McElroy was excited and willing to advise Ramifications and Valkyrie.
“Chip is an accomplished designer with lots of experience outputting to print as well as digital,” Hersey said. “A lot of Ramifications and Valkyrie is design-oriented, and so he was the obvious choice to be an adviser for those organizations because of his professional experience. Having an adviser who’s very adept and familiar with graphic design and output made a lot of sense.”
McElroy said that he doesn’t expect to make major changes to the publications during his first year. He first wants to get to know the staffs and their production processes.
“My plan to begin with is to keep the structure the same,” McElroy said. “Creative people do have their own processes. So, even though [Kleine and I are] both designers, we kind of have our own style and our own processes. So, I think getting comfortable the student body with how I like to do things and kind of how I see things as a creative kind of problem solver will be kind of the beginning challenges.”

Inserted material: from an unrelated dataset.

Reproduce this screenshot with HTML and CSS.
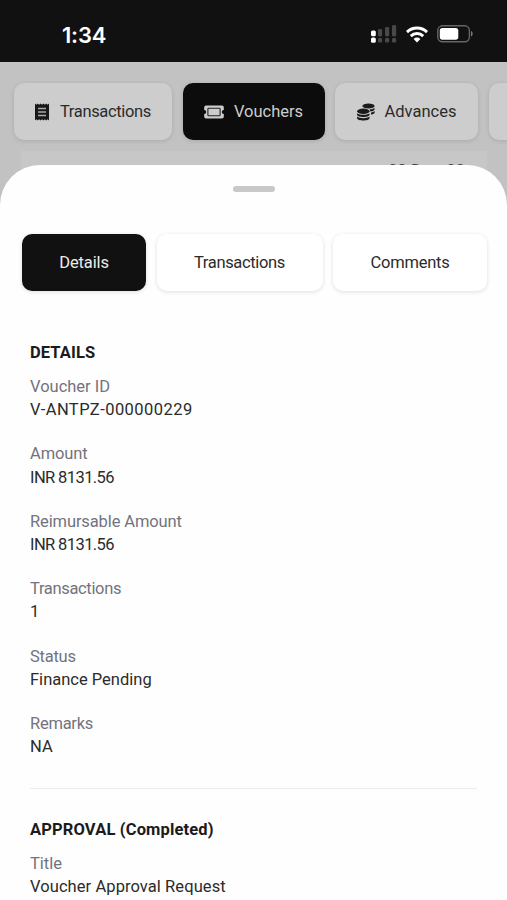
FILE: index.html
```html
<!DOCTYPE html>
<html lang="en">
<head>
<meta charset="utf-8">
<title>Voucher Details</title>
<link rel="stylesheet" href="styles.css">
</head>
<body>
<div class="screen">
  <header class="status-bar">
    <span class="time">1:34</span>
    <div class="indicators">
      <svg class="signal" width="26" height="18" viewBox="0 0 26 18"><g fill="#484848"><rect x="7" y="4" width="4.2" height="7.5" rx="1.4"/><rect x="14" y="2" width="4.2" height="9.5" rx="1.4"/><rect x="21" y="0" width="4.2" height="11.5" rx="1.4"/><rect x="7" y="13" width="4.2" height="4.6" rx="1.4"/><rect x="14" y="13" width="4.2" height="4.6" rx="1.4"/><rect x="21" y="13" width="4.2" height="4.6" rx="1.4"/></g><g fill="#fff"><rect x="0" y="5.5" width="4.8" height="5.8" rx="1.5"/><rect x="0" y="12.5" width="4.8" height="5.3" rx="1.6"/></g></svg>
      <svg class="wifi" width="22" height="17" viewBox="0 0 22 17"><g fill="none" stroke="#fff" stroke-width="2.9"><path d="M1 6.1a14.3 14.3 0 0 1 20 0"/><path d="M4.8 10.1a8.8 8.8 0 0 1 12.4 0"/></g><path d="M11 16.4 7.6 13a4.8 4.8 0 0 1 6.8 0z" fill="#fff"/></svg>
      <svg class="battery" width="36" height="18" viewBox="0 0 36 18"><rect x=".8" y=".8" width="31.6" height="16" rx="4.8" fill="none" stroke="#666" stroke-width="1.4"/><rect x="2.8" y="2.9" width="18.5" height="11.8" rx="2.6" fill="#fff"/><path d="M34 6c2.2.8 2.2 4.8 0 5.6z" fill="#777"/></svg>
    </div>
  </header>
  <main class="page">
    <nav class="main-tabs">
      <div class="tab tab-receipts">
        <svg width="14" height="18" viewBox="0 0 14 18"><path d="M0 .5 1.4 1.8 2.8.5 4.2 1.8 5.6.5 7 1.8 8.4.5 9.8 1.8 11.2.5 12.6 1.8 14 .5v17l-1.4-1.3-1.4 1.3-1.4-1.3-1.4 1.3L7 16.2l-1.4 1.3-1.4-1.3-1.4 1.3-1.4-1.3L0 17.5z" fill="#171717"/><path d="M3 5.5h8M3 9h8M3 12.5h8" stroke="#aaa" stroke-width="1.3"/></svg>
        <span class="w-transactions">Transactions</span>
      </div>
      <div class="tab tab-vouchers active">
        <svg width="20" height="14" viewBox="0 0 20 14"><path d="M2 .5h16a1.8 1.8 0 0 1 1.8 1.8V5a2 2 0 0 0 0 4v2.700a1.800 1.800 0 0 1-1.800 1.800H2A1.800 1.800 0 0 1 .2 11.700V9a2 2 0 0 0 0-4V2.300A1.800 1.800 0 0 1 2 .5z" fill="#ccc"/><rect x="3.900" y="3.200" width="12.200" height="7.600" rx=".8" fill="none" stroke="#222" stroke-width="1.100"/></svg>
        <span>Vouchers</span>
      </div>
      <div class="tab tab-advances">
        <svg width="18" height="18" viewBox="0 0 18 18"><g fill="#1b1b1b"><ellipse cx="11.500" cy="3" rx="6.100" ry="2.500"/><path d="M12.500 6.500c2.200-.2 4-.8 5-1.800v1.500c0 1.100-1.700 2-4 2.300zM14 9.600c1.500-.3 2.800-.8 3.600-1.500v1.500c0 .9-1.300 1.700-3.400 2.100z"/><ellipse cx="6.300" cy="8.300" rx="6.200" ry="2.700"/><path d="M.1 10.200c2.500 2.200 9.800 2.200 12.400 0v1.500c0 3-12.400 3-12.400 0zM.1 13.600c2.500 2.200 9.800 2.200 12.400 0v1.600c0 3-12.400 3-12.400 0z"/></g></svg>
        <span>Advances</span>
      </div>
      <div class="tab tab-next"></div>
    </nav>
    <div class="voucher-card"><span>20 Dec, 22</span></div>
  </main>
  <section class="sheet">
    <div class="handle"></div>
    <nav class="sheet-tabs">
      <div class="tab active"><span class="w-details">Details</span></div>
      <div class="tab"><span class="w-transactions">Transactions</span></div>
      <div class="tab"><span class="w-comments">Comments</span></div>
    </nav>
    <div class="content">
      <h2 class="w-heading">DETAILS</h2>
      <dl>
        <div><dt>Voucher ID</dt><dd class="w-id">V-ANTPZ-000000229</dd></div>
        <div><dt class="w-details">Amount</dt><dd class="w-inr">INR 8131.56</dd></div>
        <div><dt class="w-details">Reimursable Amount</dt><dd class="w-inr">INR 8131.56</dd></div>
        <div><dt class="w-transactions">Transactions</dt><dd>1</dd></div>
        <div><dt class="w-comments">Status</dt><dd>Finance Pending</dd></div>
        <div><dt class="w-comments">Remarks</dt><dd>NA</dd></div>
      </dl>
      <hr>
      <h2 class="w-approval">APPROVAL (Completed)</h2>
      <dl>
        <div><dt>Title</dt><dd class="w-request">Voucher Approval Request</dd></div>
      </dl>
    </div>
  </section>
</div>
</body>
</html>
```
FILE: styles.css
```css
* { box-sizing: border-box; }
body { margin: 0; font-family: Roboto, "Liberation Sans", sans-serif; font-size: 16.5px; color: #2b2b2b; }
.screen { position: relative; width: 507px; height: 900px; overflow: hidden; background: #c2c2c2; }
.status-bar { display: flex; justify-content: space-between; height: 62px; padding: 25px 34px 0 62px; background: #111; }
.time { font: 600 22px/20px Inter, sans-serif; letter-spacing: -.2px; color: #fff; }
.indicators { display: flex; align-items: flex-start; gap: 9px; }
.wifi { margin-top: 1px; }
.page { padding: 21px 0 0 14px; }
.main-tabs { display: flex; gap: 10.5px; }
.tab { display: flex; align-items: center; justify-content: center; flex: none; height: 57px; border-radius: 10px; white-space: nowrap; }
.main-tabs .tab { background: #cdcdcd; box-shadow: 0 1px 4px rgba(0,0,0,.13); gap: 10px; }
.main-tabs .active { background: #0c0c0c; color: #ccc; }
.main-tabs svg { flex: none; }
.main-tabs .tab-receipts { width: 158px; gap: 11px; }
.tab-vouchers { width: 142px; }
.tab-advances { width: 143px; }
.tab-next { width: 120px; }
.voucher-card { width: 466px; height: 60px; margin: 11px 0 0 7px; padding: 10px 22px; text-align: right; background: #c7c7c7; color: #444; }
.sheet { position: absolute; left: 0; top: 165px; width: 507px; height: 735px; border-radius: 40px 40px 0 0; background: #fefefe; overflow: hidden; }
.handle { width: 42px; height: 6px; margin: 21px auto 0 233px; border-radius: 3px; background: #c8c8c8; }
.sheet-tabs { display: grid; grid-template-columns: 124px 166px 154px; gap: 10.5px; margin: 42px 0 0 22px; }
.sheet-tabs .tab { background: #fff; box-shadow: 0 1px 4px rgba(0,0,0,.13); }
.sheet-tabs .active { background: #111; color: #ececec; }
.content { padding: 50px 30px 0; }
h2 { margin: 0 0 10px; font-size: 16.5px; line-height: 24px; font-weight: 700; color: #1b1b1b; }
dl { display: grid; gap: 21px; margin: 0; }
dl > div { height: 46.4px; }
dt, dd { width: max-content; margin: 0; line-height: 23.2px; }
dt { color: #73737d; }
hr { height: 1px; margin: 30px 0 28.5px; border: 0; background: #ececec; }
.w-transactions { letter-spacing: -.34px; }
.w-details { letter-spacing: -.12px; }
.w-comments { letter-spacing: -.25px; }
.w-id { letter-spacing: .45px; }
.w-inr { letter-spacing: -.6px; }
.w-heading { letter-spacing: .1px; }
.w-approval { letter-spacing: .15px; }
.w-request { letter-spacing: .08px; }
```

Currently, Valkyrie and Ramifications are printed out of Texas and shipped to Berry. McElroy said he wants to print locally so students can see the print process for themselves.
“I would really like to see the publications come back locally,” McElroy said. “So we can visit [the print] site. We can do press checks and we can do proofs of things, because I think that’s an important part of the process. Even as we push multimedia and start to learn other tools, I think it’s really important from a tactile experience to be able to see the thing, not just have it delivered in a box.”
The adviser transition will occur over the next few months, with the next advisers shadowing Kleine throughout the publication process. To begin the new school year, the advisers will officially take on their new roles on July 31.
“All of these decisions have been made with the idea of providing students a professional work environment that prepares them for their future and the media industry,” Hersey said.